The Eurozone’s manufacturing and services sector concluded their best quarter in six years, according to Markit’s PMI. While inflationary pressures have cooled since earlier in the year, rising demand for goods and services has boosted firms’ pricing power, an encouraging sign as the European Central Bank (ECB) aims to lift inflation. Moreover, the region’s four-largest economies all reported faster growth during the quarter, adding to a picture of an increasingly self-sustaining recovery.

Below the fold: Rising yields mean a rough week for fixed-income investors

The week was marked by a further rise in global yields, driven partly by soft demand for European government bonds. With the Eurozone’s economy continuing to improve, markets have been anticipating the ECB’s decision to begin scaling back its aggressive quantitative easing package. The yield on Germany’s 10-year government bond closed the week at 0.57%, its highest level since January 2016. (Yield and price move in opposite directions.) Yields on Italian, Spanish, and French sovereign debt also rose.
The move in European yields has been compared to the so-called “Taper Tantrum” of 2013, when the Fed hinted at the end of its bond-buying program. Thus far, however, the cumulative increase in interest rates is still relatively small compared to the 150 basis point (1.50%) jump in 10-year U.S. Treasury yields we saw during that time.

U.S. fixed-income markets have been taking their cues from Europe. Despite a series of below-consensus data releases over the past few weeks, the yield on the bellwether 10-year note has grinded higher, closing at 2.39% on July 7, a jump of 25 basis points (0.25%) since June 26. In our view, the 10-year may well approach 2.60% over the summer. Geopolitical shocks, however, could briefly reverse that trend; investors often seek the safety of U.S. Treasuries during times of stress, stoking demand and sending yields lower. 
With June’s better-than-expected jobs data providing some late-week support, the S&P 500 Index finished with a small gain during the holiday-shortened week. Europe’s STOXX 600 Index also advanced modestly in both U.S. dollar and local-currency terms.

Back page: We see green shoots in Brazil

Brazilians are frustrated—and who can blame them?

In the latest in a seemingly never-ending string of corruption scandals, the nation’s current president, Michel Temer, who replaced impeached president Dilma Rousseff last September, has been accused of authorizing bribes. Should he be removed from office, former president Luiz Inacio Lula da Silva (“Lula”) is a favorite to replace him despite also being under criminal investigation. These developments coincide with Brazil’s attempt to emerge from a brutal recession. 

But the news from Latin America’s largest economy is not all bad, as we see signs of “green shoots”:

  • GDP grew at a 1% rate in Q1, , its first quarter of positive growth in over two years.
  • Industrial production increased by 4% over the past year, its highest annual gain since February 2014.
  • Auto production and sales figures rose in June by 13.5% and 15.1%, respectively, compared to a year ago.
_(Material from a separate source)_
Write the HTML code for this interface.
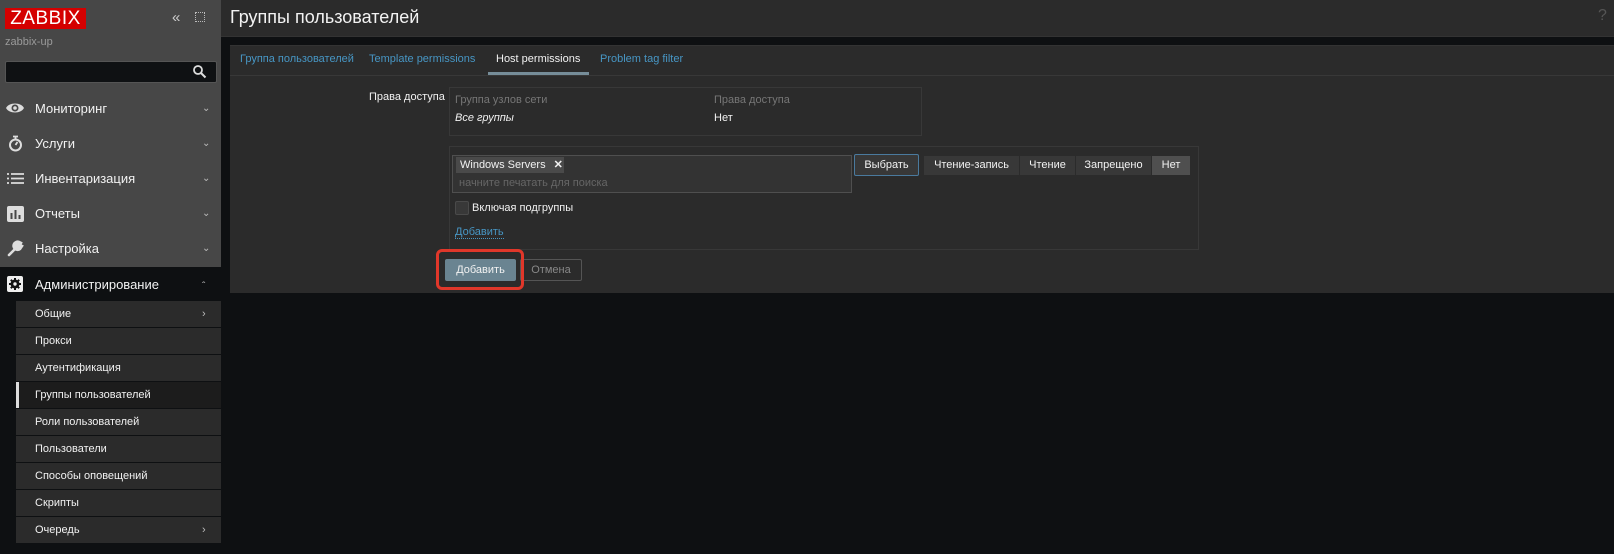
<!DOCTYPE html>
<html><head><meta charset="utf-8"><style>
*{margin:0;padding:0;box-sizing:border-box}
body{width:1614px;height:554px;background:#0e1012;font-family:"Liberation Sans",Arial,sans-serif;position:relative;overflow:hidden;color:#f2f2f2}
.a{position:absolute;white-space:nowrap}
.side{left:0;top:0;width:221px;height:267px;background:#474747}
.mi{left:0;width:221px;height:35px;font-size:13px;line-height:35px}
.mi span.t{position:absolute;left:35px}
.mi .c{position:absolute;left:202px;font-size:10px;color:#bbb}
.sub{left:16px;width:205px;height:26px;background:#2b2b2b;font-size:11px;line-height:26px}
.sub span{position:absolute;left:19px}
.tab{top:53px;font-size:11px;color:#4796c4}
.seg{top:155px;height:21px;border:1px solid #2b2b2b;background:#383838;font-size:11px;line-height:19px;text-align:center;color:#f2f2f2}
</style></head><body>
<div class="a side"></div>
<div class="a" style="left:5px;top:8px;width:81px;height:21px;background:#d40000;color:#fff;font-size:19px;line-height:21px;text-align:center;letter-spacing:0.5px">ZABBIX</div>
<div class="a" style="left:172px;top:9px;font-size:15px;color:#ccc">&#171;</div>
<div class="a" style="left:195px;top:12px;width:10px;height:10px;border:1px dotted #bbb"></div>
<div class="a" style="left:5px;top:36px;font-size:11px;color:#9a9a9a">zabbix-up</div>
<div class="a" style="left:5px;top:61px;width:212px;height:22px;background:#0f1113;border:1px solid #555;border-radius:2px"></div>
<svg class="a" style="left:192px;top:64px" width="15" height="15" viewBox="0 0 15 15"><circle cx="6" cy="6" r="4" stroke="#ddd" stroke-width="1.8" fill="none"/><path d="M9 9l4.5 4.5" stroke="#ddd" stroke-width="2"/></svg>

<div class="a mi" style="top:91px"><svg class="a" style="left:5px;top:10px" width="20" height="14" viewBox="0 0 20 14"><path d="M1 7C4 1 16 1 19 7C16 13 4 13 1 7Z" fill="#ddd"/><circle cx="10" cy="7" r="3.5" fill="#474747"/><circle cx="10" cy="7" r="1.8" fill="#ddd"/></svg><span class="t">Мониторинг</span><span class="c">&#8964;</span></div>
<div class="a mi" style="top:126px"><svg class="a" style="left:8px;top:9px" width="15" height="17" viewBox="0 0 15 17"><circle cx="7.5" cy="10" r="5.5" stroke="#ddd" stroke-width="2" fill="none"/><path d="M5 1.5h5M7.5 2v3M7.5 10l2-3" stroke="#ddd" stroke-width="1.8"/></svg><span class="t">Услуги</span><span class="c">&#8964;</span></div>
<div class="a mi" style="top:161px"><svg class="a" style="left:7px;top:12px" width="17" height="11" viewBox="0 0 17 11"><path d="M0 1h2M4 1h13M0 5.5h2M4 5.5h13M0 10h2M4 10h13" stroke="#ddd" stroke-width="1.8"/></svg><span class="t">Инвентаризация</span><span class="c">&#8964;</span></div>
<div class="a mi" style="top:196px"><svg class="a" style="left:7px;top:10px" width="17" height="16" viewBox="0 0 17 16"><rect width="17" height="16" rx="2" fill="#ddd"/><path d="M4.5 13V7M8.5 13V4M12.5 13V9" stroke="#474747" stroke-width="2"/></svg><span class="t">Отчеты</span><span class="c">&#8964;</span></div>
<div class="a mi" style="top:231px"><svg class="a" style="left:7px;top:9px" width="17" height="17" viewBox="0 0 17 17"><path d="M2 15L9 8M7 4a4 4 0 0 0 6 5l2 -3-2-1 1-2-2-1a4 4 0 0 0-5 2Z" stroke="#ddd" stroke-width="2.6" fill="#ddd" stroke-linecap="round"/></svg><span class="t">Настройка</span><span class="c">&#8964;</span></div>
<div class="a mi" style="top:267px;height:34px;background:#0e1012"><svg class="a" style="left:7px;top:9px" width="16" height="16" viewBox="0 0 16 16"><rect width="16" height="16" rx="2" fill="#eee"/><circle cx="8" cy="8" r="4.5" fill="#111"/><circle cx="8" cy="8" r="1.7" fill="#eee"/><path d="M8 2v3M8 11v3M2 8h3M11 8h3M3.8 3.8l2 2M10.2 10.2l2 2M3.8 12.2l2-2M10.2 5.8l2-2" stroke="#111" stroke-width="2"/></svg><span class="t">Администрирование</span><span class="c" style="top:2px">&#710;</span></div>

<div class="a sub" style="top:301px"><span>Общие</span><b style="position:absolute;left:186px;font-weight:normal;color:#bbb">&#8250;</b></div>
<div class="a sub" style="top:328px"><span>Прокси</span></div>
<div class="a sub" style="top:355px"><span>Аутентификация</span></div>
<div class="a sub" style="top:382px;background:#1c1c1c;border-left:3px solid #ddd"><span style="left:16px">Группы пользователей</span></div>
<div class="a sub" style="top:409px"><span>Роли пользователей</span></div>
<div class="a sub" style="top:436px"><span>Пользователи</span></div>
<div class="a sub" style="top:463px"><span>Способы оповещений</span></div>
<div class="a sub" style="top:490px"><span>Скрипты</span></div>
<div class="a sub" style="top:517px"><span>Очередь</span><b style="position:absolute;left:186px;font-weight:normal;color:#bbb">&#8250;</b></div>

<div class="a" style="left:221px;top:0;width:1393px;height:37px;background:#2b2b2b;border-bottom:1px solid #333"></div>
<div class="a" style="left:230px;top:7px;font-size:18px;color:#f2f2f2">Группы пользователей</div>
<div class="a" style="left:1598px;top:7px;font-size:16px;color:#555">?</div>

<div class="a" style="left:230px;top:45px;width:1384px;height:248px;background:#2b2b2b;border-top:1px solid #333"></div>
<div class="a" style="left:230px;top:75px;width:1384px;height:1px;background:#383838"></div>
<div class="a tab" style="left:240px">Группа пользователей</div>
<div class="a tab" style="left:369px">Template permissions</div>
<div class="a tab" style="left:496px;color:#f2f2f2">Host permissions</div>
<div class="a" style="left:488px;top:72px;width:101px;height:3px;background:#768d99"></div>
<div class="a tab" style="left:600px">Problem tag filter</div>

<div class="a" style="left:369px;top:91px;font-size:11px">Права доступа</div>
<div class="a" style="left:449px;top:87px;width:473px;height:49px;border:1px solid #383838"></div>
<div class="a" style="left:455px;top:94px;font-size:11px;color:#767676">Группа узлов сети</div>
<div class="a" style="left:714px;top:94px;font-size:11px;color:#767676">Права доступа</div>
<div class="a" style="left:455px;top:112px;font-size:11px;font-style:italic">Все группы</div>
<div class="a" style="left:714px;top:112px;font-size:11px">Нет</div>

<div class="a" style="left:449px;top:146px;width:750px;height:104px;border:1px solid #383838"></div>
<div class="a" style="left:452px;top:155px;width:400px;height:38px;background:#333;border:1px solid #4f4f4f"></div>
<div class="a" style="left:456px;top:157px;width:108px;height:16px;background:#4a4a4a;font-size:11px;line-height:16px;padding-left:4px">Windows Servers <b style="margin-left:5px">✕</b></div>
<div class="a" style="left:459px;top:177px;font-size:11px;color:#666">начните печатать для поиска</div>
<div class="a" style="left:854px;top:154px;width:65px;height:22px;background:#383838;border:1px solid #4a7a9e;border-radius:2px;font-size:11px;line-height:20px;text-align:center">Выбрать</div>
<div class="a seg" style="left:923px;width:97px">Чтение-запись</div>
<div class="a seg" style="left:1019px;width:57px">Чтение</div>
<div class="a seg" style="left:1075px;width:77px">Запрещено</div>
<div class="a seg" style="left:1151px;width:40px;background:#4f4f4f">Нет</div>
<div class="a" style="left:455px;top:201px;width:14px;height:14px;background:#383838;border:1px solid #4a4a4a;border-radius:2px"></div>
<div class="a" style="left:472px;top:202px;font-size:11px">Включая подгруппы</div>
<div class="a" style="left:455px;top:226px;font-size:11px;color:#4796c4;border-bottom:1px dotted #4796c4">Добавить</div>

<div class="a" style="left:445px;top:259px;width:71px;height:22px;background:#6a8491;border-radius:2px;font-size:11px;line-height:22px;text-align:center;color:#f2f2f2">Добавить</div>
<div class="a" style="left:520px;top:259px;width:62px;height:22px;border:1px solid #555;border-radius:2px;font-size:11px;line-height:20px;text-align:center;color:#888">Отмена</div>
<div class="a" style="left:436px;top:249px;width:88px;height:41px;border:3px solid #e0372a;border-radius:6px"></div>
</body></html>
Brazil’s currency, the real, has lost nearly half its value from its most recent peak in 2011, badly damaging foreign investment demand but also making Brazil’s exporters more competitive in the global marketplace. Real interest rates in Brazil are among the highest in the world, with local currency 10-year sovereign debt yielding 10.5%. Equity valuations sit at 30% below their long-term averages following a stock market sell-off triggered by the announcement of the Temer scandal.

All told, we would like to see stronger and more durable signs of an economic recovery bolstered by reforms, and the political turmoil certainly does not inspire great confidence in this regard. However, even the current government has made progress by instituting a spending cap on the federal budget. Hard choices surrounding much-needed labor and pension reforms remain, but we expect they will be handled by the next administration, which should benefit from a sturdier political foundation and, in all likelihood, stronger economic growth. Against this backdrop, there are opportunities in Brazil for long-term investors.